We use bcftools to perform variant calling. The code below generates a variant calling file:
bwa mem HIV_ref reads_sample_Q20.fastq > reads_sample_Q20.sam
samtools view -bS reads_sample_Q20.sam | samtools sort -o reads_sample_Q20.bam
samtools index reads_sample_Q20.bam
samtools flagstat reads_sample_Q20.bam
samtools mpileup -g -f HIV_ref.fasta reads_sample_Q20.bam | bcftools call -mv -o variants.vcf
less variants.vcf
The file can be analyzed with samtools:
samtools depth -r HIV_complete_genome:501-501 reads_sample_Q20.bam
samtools tview -p HIV_complete_genome:490-510 reads_sample_Q20.bam HIV_ref.fasta
samtools tview -p HIV_complete_genome:6990 reads_sample_Q20.bam HIV_ref.fasta
Answer the following questions:
- How many variants were found, and what is the ratio of SNPs to INDELs?
- What is the average read depth across all variant positions? Is it uniform?
- Apply the standard filters (DP≥10, QUAL≥30). How many variants survive? What would you need to change in the experiment to make all variants pass?
- **Are the called variants true mutations or sequencing artefacts?**
- The INDEL at position 7000 has QUAL=221 while most SNPs have QUAL below 30. Why might an INDEL receive a higher confidence score than a SNP at similar read depth?
/* QUAL is not simply a function of read depth — it is a likelihood ratio that compares two hypotheses:
H0: the sample is identical to the reference at this position
H1: there is a real variant at this position
A high QUAL means H0 is extremely unlikely given the observed reads. What matters is not just how many reads support the variant, but how consistent they are and how unlikely the observation would be under H0.
Why the INDEL scores higher
The INDEL at position 7000 is an insertion of TT — A → ATT. This is a very specific signal:
An insertion of exactly TT is extremely unlikely to arise from a sequencing error — base substitution errors are common, but spontaneous insertions of two specific bases at the same position across multiple independent reads are rare, 9 reads support the INDEL (the highest DP of all our variants) — more evidence than most SNPs, bcftools uses the indel likelihood model which accounts for the fact that the same insertion appearing in multiple reads is strong evidence for a real variant.

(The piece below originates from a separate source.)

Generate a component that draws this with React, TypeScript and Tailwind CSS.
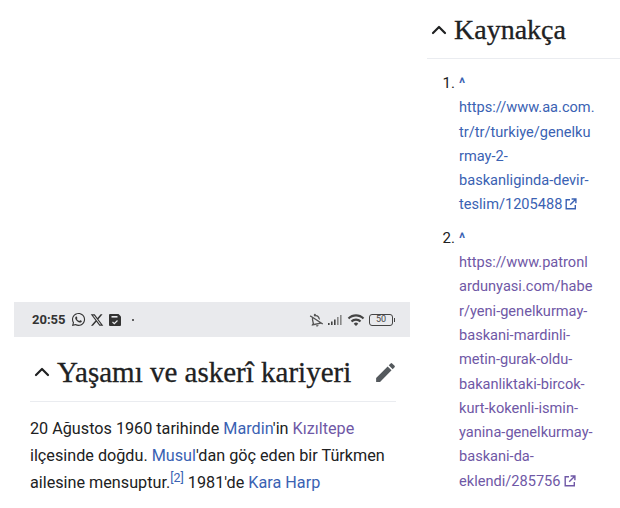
import { ChevronUp } from "lucide-react";
import { FaWhatsapp } from "react-icons/fa";
import { FaXTwitter } from "react-icons/fa6";
import { MdEdit, MdOutlineNotificationsOff, MdWifi } from "react-icons/md";

const firstLink = ["https://www.aa.com.", "tr/tr/turkiye/genelku", "rmay-2-", "baskanliginda-devir-"];
const secondLink = [
  "https://www.patronl",
  "ardunyasi.com/habe",
  "r/yeni-genelkurmay-",
  "baskani-mardinli-",
  "metin-gurak-oldu-",
  "bakanliktaki-bircok-",
  "kurt-kokenli-ismin-",
  "yanina-genelkurmay-",
  "baskani-da-",
];

function ExternalIcon() {
  return (
    <svg viewBox="0 0 12 12" className="ml-[3px] inline-block h-3 w-3 align-[-1px]" fill="none" stroke="currentColor" strokeWidth="1.4">
      <path d="M5 1.7H1.2v9.1h9.1V7" />
      <path d="M6.6 1h4.3v4.3M10.7 1.3 5.2 6.8" />
    </svg>
  );
}

function SectionHeading({ title, textClass }: { title: string; textClass: string }) {
  return (
    <div className="flex items-center">
      <ChevronUp className="h-[24px] w-[24px] shrink-0 text-[#202122]" strokeWidth={2.2} />
      <h2 className={`whitespace-nowrap font-['Liberation_Serif',serif] text-[#202122] [-webkit-text-stroke:0.3px_#202122] ${textClass}`}>{title}</h2>
    </div>
  );
}

function RefItem({ n, lines, last, color }: { n: number; lines: string[]; last: string; color: string }) {
  return (
    <li className="flex">
      <span className="w-[30px] pr-[2px] text-right text-[15px] leading-[24.3px] text-[#202122]">{n}.</span>
      <div className="ml-[2px] text-[14.6px] leading-[24.3px]" style={{ color }}>
        <span className="block text-[14px] font-bold leading-[24.3px] text-[#3a62b3]">^</span>
        {lines.map((line) => (
          <span key={line} className="block whitespace-nowrap">
            {line}
          </span>
        ))}
        <span className="block whitespace-nowrap">
          {last}
          <ExternalIcon />
        </span>
      </div>
    </li>
  );
}

export default function App() {
  return (
    <div className="flex h-[508px] w-[620px] overflow-hidden bg-white font-['Roboto',sans-serif]">
      <div className="ml-[14px] w-[396px] shrink-0 pt-[302px]">
        <div className="flex h-[35px] items-center justify-between bg-[#e9eaed] pl-[18px] pr-[15px] text-[#333]">
          <div className="flex items-center">
            <span className="text-[13px] font-bold">20:55</span>
            <FaWhatsapp className="ml-[5px] h-[15px] w-[15px]" />
            <FaXTwitter className="ml-[4px] h-[14px] w-[14px]" />
            <svg viewBox="0 0 14 14" className="ml-[4px] h-[14px] w-[14px]">
              <path fill="#333" d="M1.5 1h9L13 3.5v8.5a1 1 0 0 1-1 1H2a1 1 0 0 1-1-1V1.5z" />
              <path fill="#e9eaed" d="M3.5 3h6v1.6h-6z" />
              <path fill="none" stroke="#e9eaed" strokeWidth="1.2" d="m4.5 9 1.8 1.7 3.2-3.2" />
            </svg>
            <span className="ml-[10px] h-[2px] w-[2px] rounded-full bg-[#333]" />
          </div>
          <div className="flex items-center">
            <MdOutlineNotificationsOff className="h-[16px] w-[16px] -rotate-12 text-[#555]" />
            <svg viewBox="0 0 16 12" className="ml-[3px] h-[12px] w-[16px]">
              <path fill="#444" d="M1 9h1.6v2H1zM4 7.5h1.6V11H4zM7 5.5h1.6V11H7z" />
              <path fill="#888" d="M10 3h1.6v8H10zM13 1h1.6v10H13z" />
            </svg>
            <MdWifi className="ml-[4px] h-[18px] w-[18px] text-[#444]" />
            <div className="ml-[4px] flex items-center">
              <span className="flex h-[12px] w-[24px] items-center justify-center rounded-[3px] border border-[#444] text-[9px] leading-none text-[#444]">
                50
              </span>
              <span className="ml-[1px] h-[4px] w-[1px] bg-[#444]" />
            </div>
          </div>
        </div>
        <div className="pl-[16px] pr-[14px]">
          <div className="flex h-[65px] items-center justify-between border-b border-[#eaecf0] pt-[6px]">
            <SectionHeading title="Yaşamı ve askerî kariyeri" textClass="ml-[3px] text-[29px] leading-none" />
            <MdEdit className="-mr-[2px] h-[25px] w-[25px] text-[#54595d]" />
          </div>
          <p className="mt-[13px] text-[16.2px] leading-[27px] text-[#202122]">
            20 Ağustos 1960 tarihinde <span className="text-[#3a62b3]">Mardin</span>'in{" "}
            <span className="text-[#6f58a6]">Kızıltepe</span>
            <br />
            ilçesinde doğdu. <span className="text-[#3a62b3]">Musul</span>'dan göç eden bir Türkmen
            <br />
            ailesine mensuptur.
            <sup className="text-[12.5px] leading-none text-[#3a62b3]">[2]</sup> 1981'de{" "}
            <span className="text-[#3a62b3]">Kara Harp</span>
          </p>
        </div>
      </div>
      <div className="ml-[17px] w-[193px] shrink-0">
        <div className="flex h-[59px] items-center border-b border-[#eaecf0] pt-[1px]">
          <SectionHeading title="Kaynakça" textClass="ml-[3px] text-[28px] leading-none" />
        </div>
        <ol className="mt-[12px] flex flex-col gap-[9px]">
          <RefItem n={1} lines={firstLink} last="teslim/1205488" color="#3a62b3" />
          <RefItem n={2} lines={secondLink} last="eklendi/285756" color="#6f58a6" />
        </ol>
      </div>
    </div>
  );
}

By contrast, a SNP like G → A at DP=3 with QUAL=17 is ambiguous — a single damaged base or deamination event (the most common artefact:
cytosine (C) spontaneously loses an amino group and converts to uracil (U), which is read as thymine (T) by the polymerase) could explain it just as well as a real mutation. */
/* Read depth (DP) — how many reads cover the variant position? Our variants have DP between 3 and 9, which is very low. The gold standard is ≥ 10x, ideally 30x. With DP=3, a single sequencing error is enough to mimic a real variant.
QUAL score — a Phred-scaled probability that the variant is real. The standard filter is QUAL ≥ 30. Several of our SNPs (positions 1201, 3801, 5101, and 6701) fall below this threshold and would be discarded in a real analysis.

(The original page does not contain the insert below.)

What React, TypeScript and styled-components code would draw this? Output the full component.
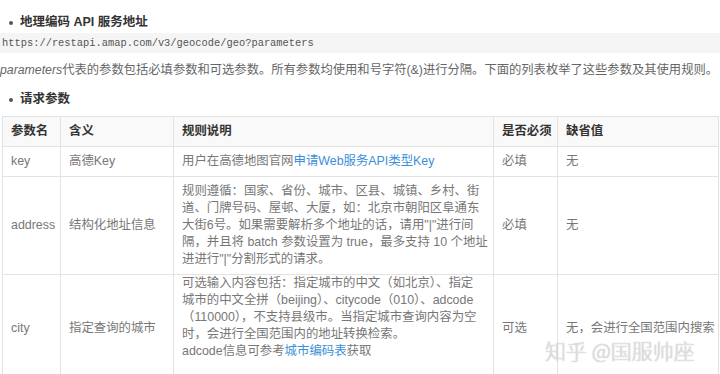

Strand bias — all our reads map to the forward strand only (5F/0R). A true mutation should be supported by reads from both strands. In our case this is caused by the low number of reads rather than a genuine artefact, but in a real dataset it would be a red flag.

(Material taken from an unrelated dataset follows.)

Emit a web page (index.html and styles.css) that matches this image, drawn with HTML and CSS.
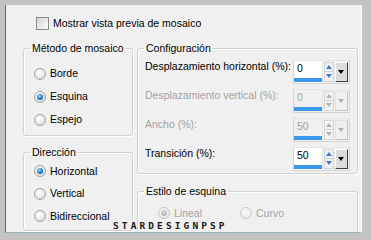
FILE: index.html
```html
<!DOCTYPE html>
<html lang="es">
  <head>
    <meta charset="UTF-8" />
    <title>Mosaico</title>
    <link rel="stylesheet" href="styles.css">
  </head>
  <body>
    <div class="panel">
      <label class="check-row">
        <span class="checkbox"></span>
        Mostrar vista previa de mosaico
      </label>

      <div class="columns">
        <div class="col-left">
          <fieldset class="group method">
            <legend>Método de mosaico</legend>
            <div class="radio-row"><span class="radio"></span>Borde</div>
            <div class="radio-row"><span class="radio checked"></span>Esquina</div>
            <div class="radio-row"><span class="radio"></span>Espejo</div>
          </fieldset>

          <fieldset class="group direction">
            <legend>Dirección</legend>
            <div class="radio-row"><span class="radio checked"></span>Horizontal</div>
            <div class="radio-row"><span class="radio"></span>Vertical</div>
            <div class="radio-row"><span class="radio"></span>Bidireccional</div>
          </fieldset>
        </div>

        <div class="col-right">
          <fieldset class="group config">
            <legend>Configuración</legend>

            <div class="field-row">
              <span class="field-label">Desplazamiento horizontal (%):</span>
              <div class="spin">
                <div class="spin-value">0<span class="spin-bar"></span></div>
                <div class="spin-arrows"><span class="up"></span><span class="down"></span></div>
                <div class="spin-drop"><span></span></div>
              </div>
            </div>

            <div class="field-row disabled">
              <span class="field-label">Desplazamiento vertical (%):</span>
              <div class="spin">
                <div class="spin-value">0<span class="spin-bar"></span></div>
                <div class="spin-arrows"><span class="up"></span><span class="down"></span></div>
                <div class="spin-drop"><span></span></div>
              </div>
            </div>

            <div class="field-row disabled">
              <span class="field-label">Ancho (%):</span>
              <div class="spin">
                <div class="spin-value">50<span class="spin-bar"></span></div>
                <div class="spin-arrows"><span class="up"></span><span class="down"></span></div>
                <div class="spin-drop"><span></span></div>
              </div>
            </div>

            <div class="field-row">
              <span class="field-label">Transición (%):</span>
              <div class="spin">
                <div class="spin-value">50<span class="spin-bar"></span></div>
                <div class="spin-arrows"><span class="up"></span><span class="down"></span></div>
                <div class="spin-drop"><span></span></div>
              </div>
            </div>
          </fieldset>

          <fieldset class="group corner">
            <legend>Estilo de esquina</legend>
            <div class="corner-options">
              <div class="radio-row disabled"><span class="radio checked"></span>Lineal</div>
              <div class="radio-row disabled"><span class="radio"></span>Curvo</div>
            </div>
          </fieldset>
        </div>
      </div>

      <div class="watermark">STARDESIGNPSP</div>
    </div>
  </body>
</html>
```

FILE: styles.css
```css
body {
  margin: 0;
  background-color: #c3c3c3;
  font-family: "Liberation Sans", Arial, sans-serif;
  font-size: 10.5px;
  color: #000;
}

.panel {
  position: relative;
  box-sizing: border-box;
  margin: 5px 0 0 5px;
  width: 357px;
  height: 228px;
  padding: 12px 0 0 17px;
  background-color: #f0f0f0;
  border-left: 1px solid #52707e;
  border-bottom: 1px solid #9db5bc;
  border-right: 1px solid #fafafa;
  overflow: hidden;
}

.check-row {
  display: flex;
  align-items: center;
  gap: 4px;
  margin-left: 13px;
  height: 13px;
  line-height: 13px;
}

.checkbox {
  box-sizing: border-box;
  width: 13px;
  height: 13px;
  border: 1px solid #8a8a8a;
  background: linear-gradient(135deg, #d6d6d6, #fbfbfb);
}

.columns {
  display: flex;
  gap: 4px;
  margin-top: 12px;
}

.col-left {
  width: 110px;
}

.col-right {
  width: 221px;
}

/* Group boxes */
.group {
  margin: 0;
  padding: 0;
  min-width: 0;
  border: 1px solid #d2d2d2;
  border-radius: 3px;
  box-shadow: 1px 1px 0 #ffffff, inset 1px 1px 0 #ffffff;
}

.group legend {
  padding: 0 2px;
  margin-left: 6px;
  line-height: 13px;
  white-space: nowrap;
}

.method {
  padding-top: 7px;
  padding-bottom: 4px;
}

.method .radio-row,
.direction .radio-row {
  margin-left: 10px;
}

.direction {
  margin-top: 10px;
  padding-top: 1px;
  padding-bottom: 2px;
}

.direction .radio-row {
  height: 22.5px;
}

.config {
  padding: 4.5px 7px 3px 7px;
}

.config legend {
  margin-left: -1px;
}

.corner {
  margin-top: 11.5px;
  height: 80px;
  padding-top: 8.5px;
}

/* Radios */
.radio-row {
  display: flex;
  align-items: center;
  gap: 4px;
  height: 23px;
  line-height: 13px;
}

.radio {
  box-sizing: border-box;
  position: relative;
  width: 12px;
  height: 12px;
  border-radius: 50%;
  border: 1px solid #a2a2a2;
  background: radial-gradient(circle at 40% 35%, #ffffff, #e4e4e4 60%, #c8c8c8);
}

.radio.checked::after {
  content: "";
  position: absolute;
  left: 2px;
  top: 2px;
  width: 6px;
  height: 6px;
  border-radius: 50%;
  background: radial-gradient(circle at 40% 35%, #9ad8ff, #1f6fc0 60%, #0b3f78);
}

.corner-options {
  display: flex;
  margin-left: 20px;
}

.corner-options .radio-row {
  width: 82px;
  height: 13px;
}

.disabled {
  color: #a3a3a3;
}

.disabled .radio {
  border-color: #c6c6c6;
  background: radial-gradient(circle at 40% 35%, #fafafa, #e6e6e6);
}

.disabled .radio.checked::after {
  background: radial-gradient(circle at 40% 35%, #d8d8d8, #a8a8a8);
}

/* Spin fields */
.field-row {
  display: flex;
  justify-content: space-between;
  align-items: flex-start;
  height: 23px;
  line-height: 13px;
}

.field-row + .field-row {
  margin-top: 6px;
}

.spin {
  display: flex;
  gap: 1px;
  box-sizing: border-box;
  width: 57px;
  height: 24px;
  border: 1px solid #d4d4d4;
  border-top-color: #e4e4e4;
  padding-right: 1px;
}

.spin-value {
  position: relative;
  width: 30px;
  padding: 1px 0 0 3px;
  box-sizing: border-box;
  background-color: #fff;
  border-right: 1px solid #e6e6e6;
}

.spin-bar {
  position: absolute;
  left: 0;
  bottom: 1px;
  width: 28px;
  height: 4px;
  background-color: #3a98ec;
}

.spin-arrows {
  display: flex;
  flex-direction: column;
  width: 11px;
  height: 20px;
  margin-top: 1px;
  border: 1px solid #cfd6de;
  box-sizing: border-box;
  background-color: #eef2f7;
}

.spin-arrows span {
  flex: 1;
  position: relative;
}

.spin-arrows .up {
  border-bottom: 1px solid #c9d2dc;
}

.spin-arrows span::after {
  content: "";
  position: absolute;
  left: 1.5px;
  border-left: 3.5px solid transparent;
  border-right: 3.5px solid transparent;
}

.spin-arrows .up::after {
  top: 2px;
  border-bottom: 4px solid #4a74c4;
}

.spin-arrows .down::after {
  top: 2px;
  border-top: 4px solid #4a74c4;
}

.spin-drop {
  position: relative;
  width: 13px;
  height: 20px;
  margin-top: 1px;
  box-sizing: border-box;
  background-color: #dcdcdc;
  border: 1px solid #ffffff;
  border-right-color: #3f3f3f;
  border-bottom-color: #3f3f3f;
}

.spin-drop span {
  position: absolute;
  left: 2px;
  top: 7px;
  border-left: 3.5px solid transparent;
  border-right: 3.5px solid transparent;
  border-top: 4px solid #000;
}

.disabled .spin-value {
  background-color: #f0f0f0;
}

.disabled .spin-arrows {
  background-color: #f2f2f2;
  border-color: #d8d8d8;
}

.disabled .spin-arrows .up::after {
  border-bottom-color: #b4b4b4;
}

.disabled .spin-arrows .down::after {
  border-top-color: #b4b4b4;
}

.disabled .spin-drop {
  background-color: #f0f0f0;
  border-color: #e0e0e0;
  border-right-color: #c4c4c4;
  border-bottom-color: #c4c4c4;
}

.disabled .spin-drop span {
  border-top-color: #b0b0b0;
}

.watermark {
  position: absolute;
  left: 107px;
  top: 216px;
  font-family: "DejaVu Sans Mono", monospace;
  font-size: 9.5px;
  font-weight: bold;
  letter-spacing: 3.1px;
  line-height: 9px;
  color: #1a1a1a;
}
```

Mapping quality (MQ) — how confidently does the read map to this position? MQ=60 is the maximum and indicates a unique, unambiguous mapping — a good sign. A low MQ would suggest the read matches multiple locations in the genome, making the variant call unreliable. */
===== Independent work =====
Run a similar variant calling analysis with a set of pair-end reads (''reads_Q20_R1.fastq'' and ''reads_Q20_R2.fastq''). The bwa call changes to:
bwa mem HIV_ref reads_Q20_R1.fastq reads_Q20_R2.fastq > reads_pe.sam
Answer the following questions:
- What are the changes in called variants with respect to the previous call?
- How pair-end reads generally influence trustworthiness of the alignment?